Separately, prohibiting corporations from selling guns in a particular state is not inconsistent with how the Second Amendment was understood when it was enacted, which is significant given Heller’s originalist analysis. Originalism holds that the Constitution should be interpreted with the original public meaning that it would have had at the time it was enacted. People did not purchase guns from corporations in 1789, when the Constitution was enacted, or 1791, when the Second Amendment was ratified, because corporations largely did not exist in the United States at the time. Between 1776 and 1789, only twenty-one corporations were chartered in the United States. None of these twenty-one corporations were involved in selling guns: twelve were related to canals, while the rest were involved in miscellaneous industries such as banking, bridges, fire insurance, manufacturing, and mining. Similarly, in 1791, nine corporations were chartered, most of which were related to banking and canals.

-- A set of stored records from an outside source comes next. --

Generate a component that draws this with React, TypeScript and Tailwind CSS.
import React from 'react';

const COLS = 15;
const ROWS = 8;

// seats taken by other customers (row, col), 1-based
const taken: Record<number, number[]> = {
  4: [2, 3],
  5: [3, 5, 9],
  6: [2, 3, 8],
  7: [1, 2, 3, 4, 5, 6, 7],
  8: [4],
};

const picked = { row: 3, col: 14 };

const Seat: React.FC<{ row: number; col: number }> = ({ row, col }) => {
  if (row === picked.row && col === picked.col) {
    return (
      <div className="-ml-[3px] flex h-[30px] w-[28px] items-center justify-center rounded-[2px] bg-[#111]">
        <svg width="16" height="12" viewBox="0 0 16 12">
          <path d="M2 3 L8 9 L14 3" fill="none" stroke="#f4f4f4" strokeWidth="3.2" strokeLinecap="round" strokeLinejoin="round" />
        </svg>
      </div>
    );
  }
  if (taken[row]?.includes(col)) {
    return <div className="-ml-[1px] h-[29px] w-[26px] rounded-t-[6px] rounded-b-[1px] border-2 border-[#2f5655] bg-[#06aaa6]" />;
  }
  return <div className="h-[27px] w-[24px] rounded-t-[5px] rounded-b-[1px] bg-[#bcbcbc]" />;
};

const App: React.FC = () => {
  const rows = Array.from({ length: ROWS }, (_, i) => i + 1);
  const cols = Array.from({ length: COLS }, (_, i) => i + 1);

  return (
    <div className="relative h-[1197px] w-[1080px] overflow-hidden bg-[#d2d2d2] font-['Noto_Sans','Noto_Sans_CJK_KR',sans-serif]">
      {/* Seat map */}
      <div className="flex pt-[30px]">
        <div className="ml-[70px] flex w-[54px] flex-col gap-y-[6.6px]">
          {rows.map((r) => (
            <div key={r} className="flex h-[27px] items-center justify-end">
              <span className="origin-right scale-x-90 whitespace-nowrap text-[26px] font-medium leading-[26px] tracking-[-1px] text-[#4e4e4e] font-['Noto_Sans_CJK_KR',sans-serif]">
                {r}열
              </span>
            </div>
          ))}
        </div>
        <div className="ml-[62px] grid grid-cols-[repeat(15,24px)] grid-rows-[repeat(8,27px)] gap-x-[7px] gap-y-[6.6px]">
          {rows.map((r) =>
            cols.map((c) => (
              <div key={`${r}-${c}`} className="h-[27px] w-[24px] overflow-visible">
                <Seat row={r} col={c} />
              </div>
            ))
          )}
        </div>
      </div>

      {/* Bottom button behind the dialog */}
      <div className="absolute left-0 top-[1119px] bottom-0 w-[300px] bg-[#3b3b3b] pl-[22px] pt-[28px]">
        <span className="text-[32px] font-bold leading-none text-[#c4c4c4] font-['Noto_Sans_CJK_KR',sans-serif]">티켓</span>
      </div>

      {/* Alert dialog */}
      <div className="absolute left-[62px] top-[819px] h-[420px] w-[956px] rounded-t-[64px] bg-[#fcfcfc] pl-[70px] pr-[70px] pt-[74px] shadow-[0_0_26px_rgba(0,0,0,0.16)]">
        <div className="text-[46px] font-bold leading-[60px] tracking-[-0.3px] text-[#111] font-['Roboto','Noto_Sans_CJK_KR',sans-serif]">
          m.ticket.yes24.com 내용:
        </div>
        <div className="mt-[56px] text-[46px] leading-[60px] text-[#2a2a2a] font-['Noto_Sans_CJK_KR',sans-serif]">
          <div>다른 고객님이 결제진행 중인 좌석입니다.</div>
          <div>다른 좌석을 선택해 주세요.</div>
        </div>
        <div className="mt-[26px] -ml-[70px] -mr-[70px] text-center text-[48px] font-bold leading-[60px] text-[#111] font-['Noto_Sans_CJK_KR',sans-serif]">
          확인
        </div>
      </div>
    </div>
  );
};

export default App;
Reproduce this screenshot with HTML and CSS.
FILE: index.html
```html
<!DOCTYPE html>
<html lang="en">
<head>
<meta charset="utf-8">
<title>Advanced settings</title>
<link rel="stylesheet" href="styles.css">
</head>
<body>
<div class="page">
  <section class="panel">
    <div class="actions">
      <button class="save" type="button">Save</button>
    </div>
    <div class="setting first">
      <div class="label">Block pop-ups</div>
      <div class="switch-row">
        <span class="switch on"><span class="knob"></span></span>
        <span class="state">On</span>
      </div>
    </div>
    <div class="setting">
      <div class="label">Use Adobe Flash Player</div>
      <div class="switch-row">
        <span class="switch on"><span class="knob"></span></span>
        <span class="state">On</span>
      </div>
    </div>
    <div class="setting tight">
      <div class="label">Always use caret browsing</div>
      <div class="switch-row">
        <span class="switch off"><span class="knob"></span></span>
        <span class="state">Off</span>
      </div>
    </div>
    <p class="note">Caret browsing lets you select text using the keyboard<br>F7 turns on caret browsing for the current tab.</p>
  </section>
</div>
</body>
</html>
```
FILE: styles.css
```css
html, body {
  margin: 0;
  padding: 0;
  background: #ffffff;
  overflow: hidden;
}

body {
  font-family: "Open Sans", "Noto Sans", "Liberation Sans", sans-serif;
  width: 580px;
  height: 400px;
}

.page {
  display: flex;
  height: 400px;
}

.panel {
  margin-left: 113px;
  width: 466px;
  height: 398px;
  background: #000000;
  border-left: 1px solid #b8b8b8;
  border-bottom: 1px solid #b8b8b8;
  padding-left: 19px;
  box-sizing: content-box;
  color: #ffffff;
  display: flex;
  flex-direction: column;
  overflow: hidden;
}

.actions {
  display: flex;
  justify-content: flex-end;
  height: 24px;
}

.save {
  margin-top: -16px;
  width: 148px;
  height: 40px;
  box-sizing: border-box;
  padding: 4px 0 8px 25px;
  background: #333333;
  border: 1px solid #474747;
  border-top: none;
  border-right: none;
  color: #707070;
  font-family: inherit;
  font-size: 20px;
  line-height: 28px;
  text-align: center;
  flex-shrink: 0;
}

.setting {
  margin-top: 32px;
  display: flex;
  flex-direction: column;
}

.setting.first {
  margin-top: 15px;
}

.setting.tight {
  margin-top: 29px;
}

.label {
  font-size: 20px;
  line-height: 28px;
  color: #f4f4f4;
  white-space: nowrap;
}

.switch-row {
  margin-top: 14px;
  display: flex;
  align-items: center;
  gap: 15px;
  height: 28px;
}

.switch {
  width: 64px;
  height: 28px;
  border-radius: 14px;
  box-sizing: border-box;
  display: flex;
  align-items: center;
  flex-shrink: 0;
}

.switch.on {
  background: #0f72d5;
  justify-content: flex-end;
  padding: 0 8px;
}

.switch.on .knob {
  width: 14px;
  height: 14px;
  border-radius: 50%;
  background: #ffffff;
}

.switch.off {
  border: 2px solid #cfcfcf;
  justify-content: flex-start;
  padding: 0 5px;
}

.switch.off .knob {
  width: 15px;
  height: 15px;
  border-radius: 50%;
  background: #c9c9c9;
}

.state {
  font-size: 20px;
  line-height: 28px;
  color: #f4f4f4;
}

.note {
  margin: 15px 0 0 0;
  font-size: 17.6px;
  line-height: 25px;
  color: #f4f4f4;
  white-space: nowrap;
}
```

Several states did not charter a single corporation prior to 1791. It was not until “after ratification of the Constitution” that “U.S. corporations rapidly grew in number.” Therefore, even originalists could not conclude that an individual right to keep and bear arms necessarily relies upon an unencumbered right for corporations to sell guns in every state.

The Supreme Court has undoubtedly expanded gun rights in the last fifteen years by invalidating laws that regulated where and how individuals could keep and bear arms. Heller struck down a handgun ban in Washington, D.C. McDonald v. City of Chicago held that states and cities could not enforce similar bans. New York State Rifle & Pistol Association, Inc. v. Bruen invalidated state concealed carry requirements. As the Court has broadened the scope of the right protected by the Second Amendment, gun deaths have skyrocketed, and Congress has largely abstained from taking any meaningful action on gun violence. States with the political will to reduce gun violence should turn their focus to the sale of guns, using their extensive authority to regulate corporations in a manner that ultimately serves the public welfare.